Georgy numbly grabs the old man's pistol and walks out to the road, where he is picked up by a very talkative truck driver, who rambles about the importance of not meddling in other people's affairs. Meanwhile, on the road the same two police officers from the beginning of the movie stop a police major and his wife. When they begin to write him up for a burnt-out headlight, the major attempts to bribe and intimidate them. When this fails and he turns to leave, a fistfight ensues, with the major handcuffed and brutally beaten. To produce two fake witnesses of his arrest, they stop another car, which is the truck with Georgy. They easily threaten the driver into signing the papers, but when they turn to Georgy, he stands silently. A fight breaks out, and one of the policemen pulls out an assault rifle. Georgy instantly shoots him dead, then everyone else. Still clutching the pistol, he staggers out into the dark.

==Cast==
- Viktor Nemets as Georgy
- Olga Shuvalova as teenage prostitute
- Vlad Ivanov as Major from Moscow
- Dmitri Gotsdiner as train station Superintendent

==Production==
The film was a co-production between Germany's Ma.ja.de, Ukraine's Sota Cinema Group and the Netherlands' Lemming Film. The film was shot in Ukraine as a condition for receiving money from the Ukrainian Ministry of Culture, but most of the 1.5 million Euro budget came from Germany. According to the director there are about 140 cuts in the whole film. Vlad Ivanov's Russian was dubbed as he is a Romanian actor.

==Reception==
===Russian media===
There was a considerable outcry in Russian media over the film's purported Russophobic slant. Film director Karen Shakhnazarov claimed, that Loznitsa would like everyone living in Russia to be shot. But another Russian film director, Andrey Zvyagintsev, called My Joy the best Russian-language film of the decade.

===Critical response===
The film received positive reviews from film critics. My Joy has an approval rating of 90% on review aggregator website Rotten Tomatoes, based on 20 reviews, and an average rating of 7.10/10. Metacritic, which uses a weighted average, assigned the film a score of 81 out of 100, based on 8 critics, indicating "universal acclaim".

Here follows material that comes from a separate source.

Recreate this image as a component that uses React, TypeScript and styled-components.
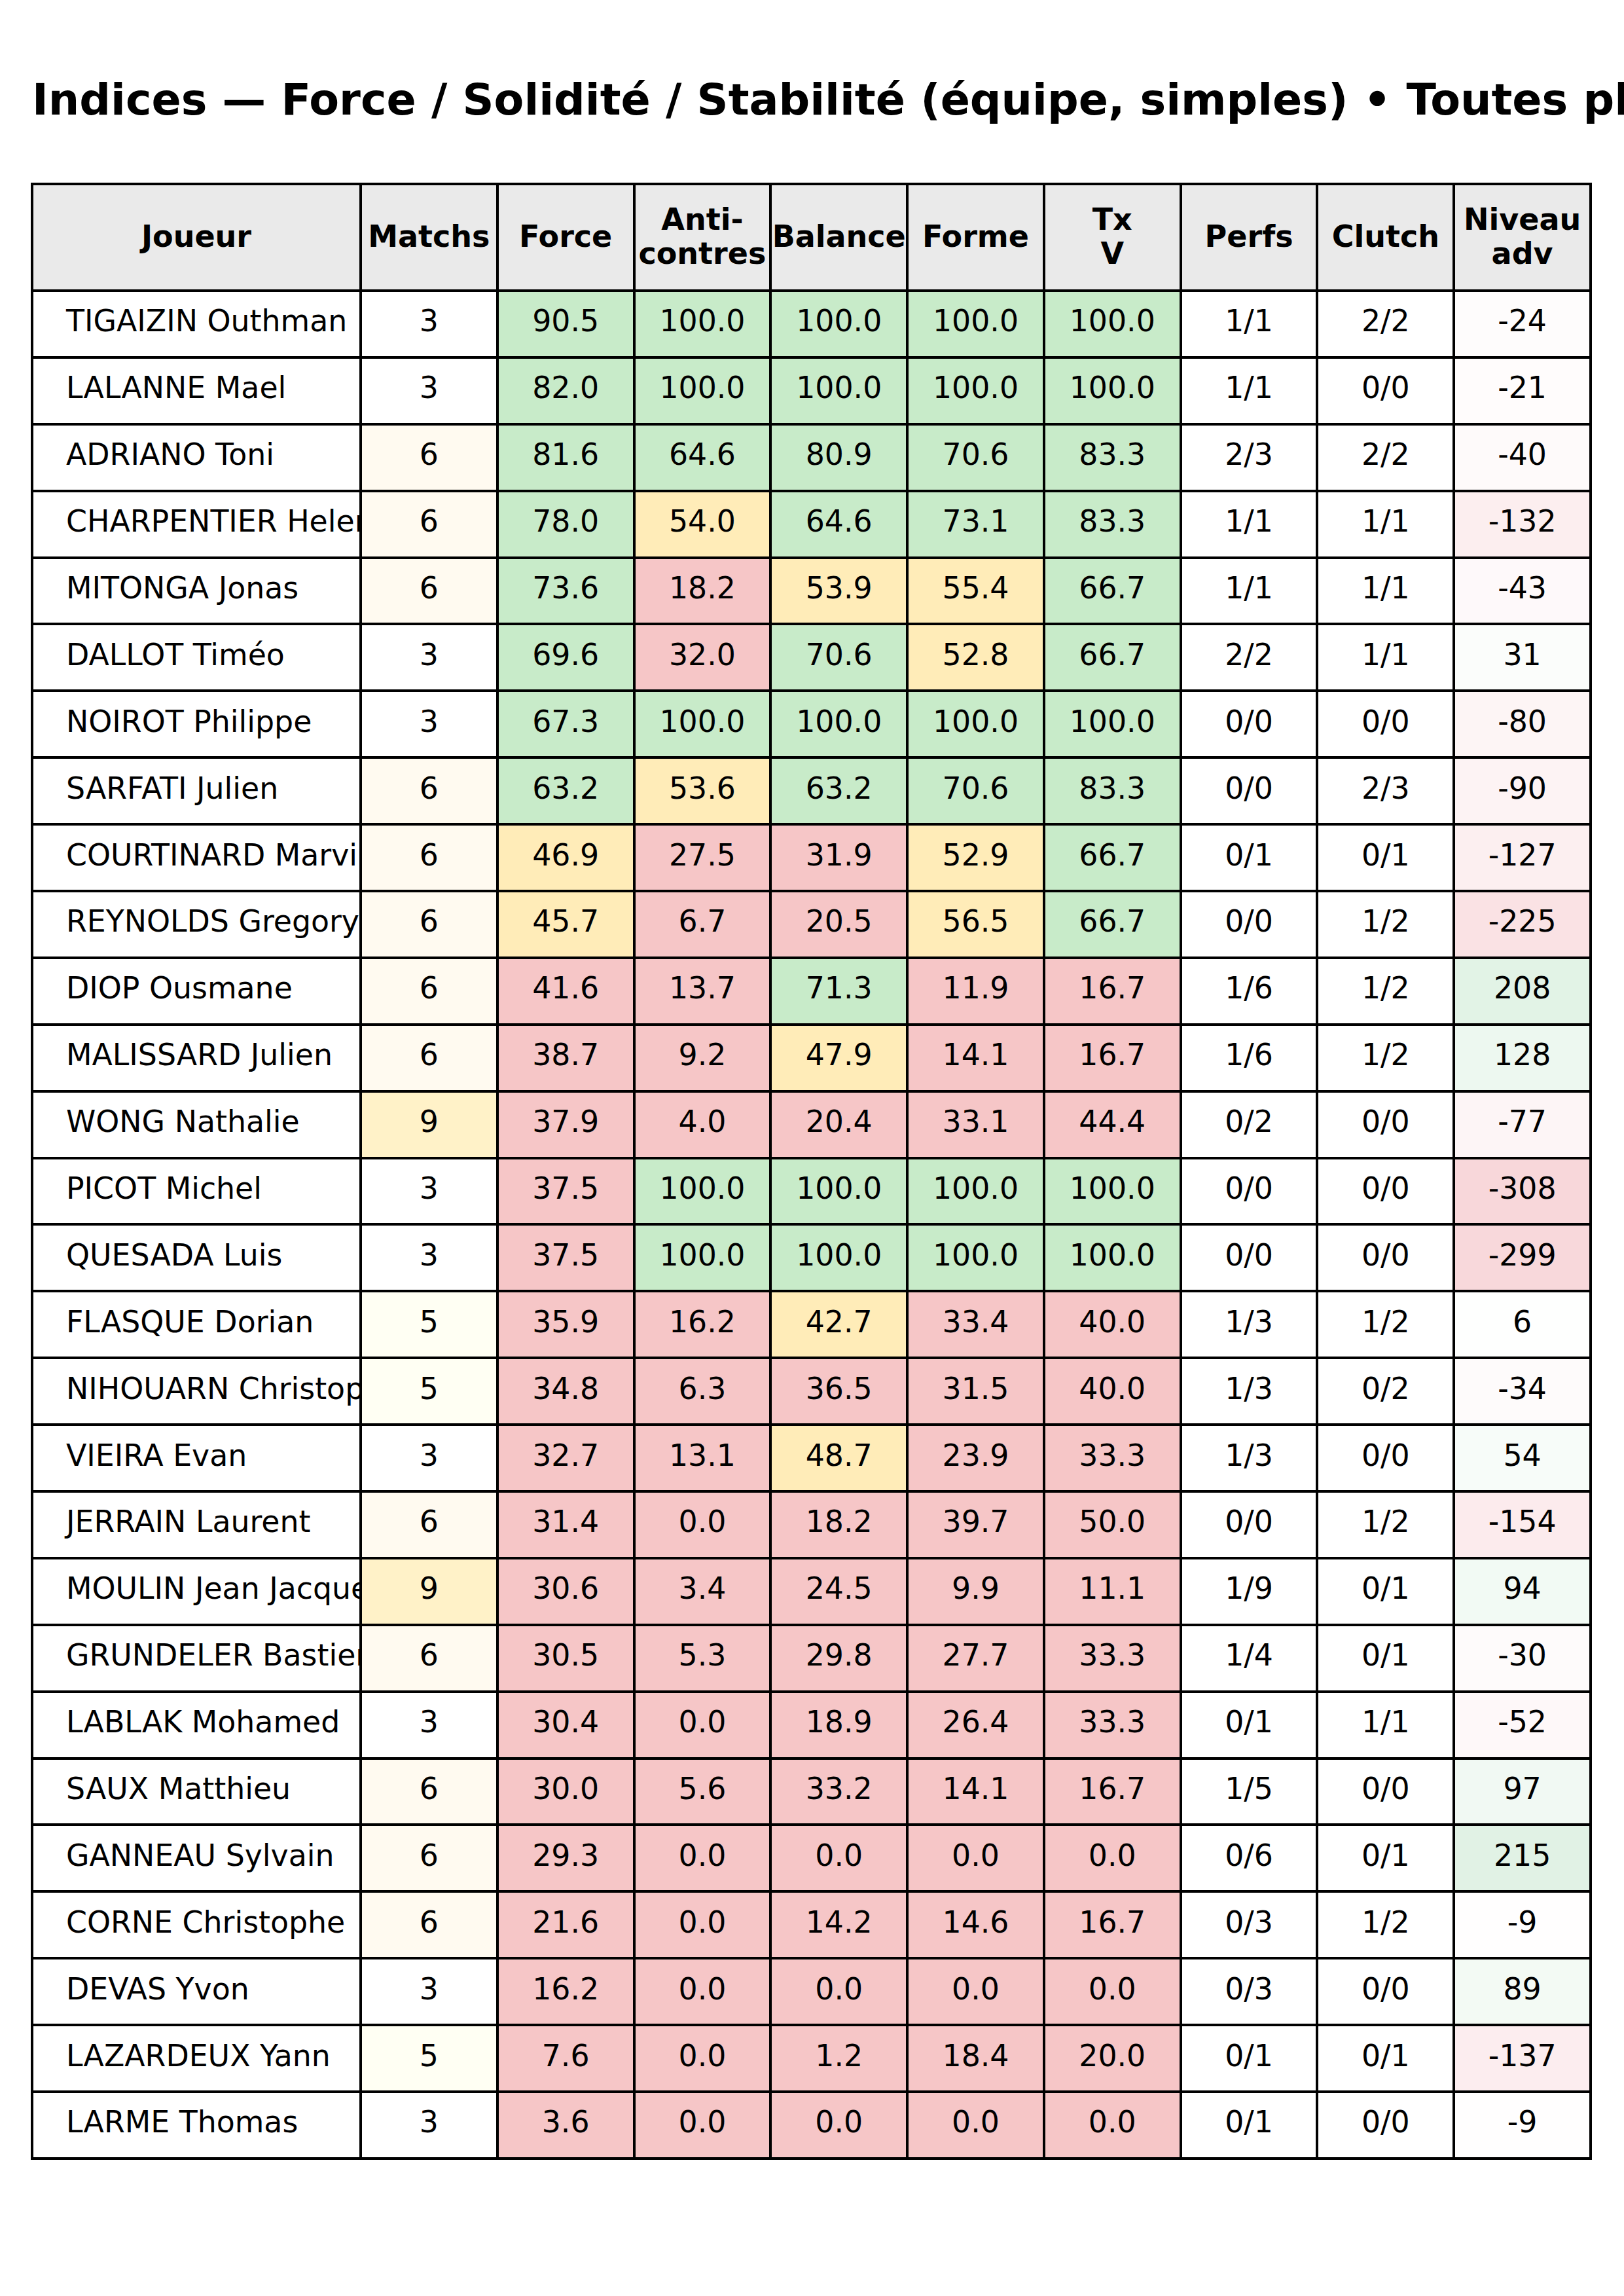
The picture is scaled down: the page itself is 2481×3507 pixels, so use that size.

Among American reviewers, Manohla Dargis (The New York Times) referred to the movie as "suspenseful, mysterious, at times bitterly funny, consistently moving and filled with images of a Russia haunted both by ghosts and the living dead". A blurb in Sight & Sound advertises My Joy as "Ukraine’s answer to Deliverance". Village Voice (Michael Atkinson) reviewed My Joy as "a maddening vision and one of the year's must-see provocations.

===Awards and nominations===
The film was selected to compete for the Palme d'Or at the 2010 Cannes Film Festival in May. At the 7th Yerevan Golden Apricot International Film Festival in July, the film won the Silver Apricot Special Prize.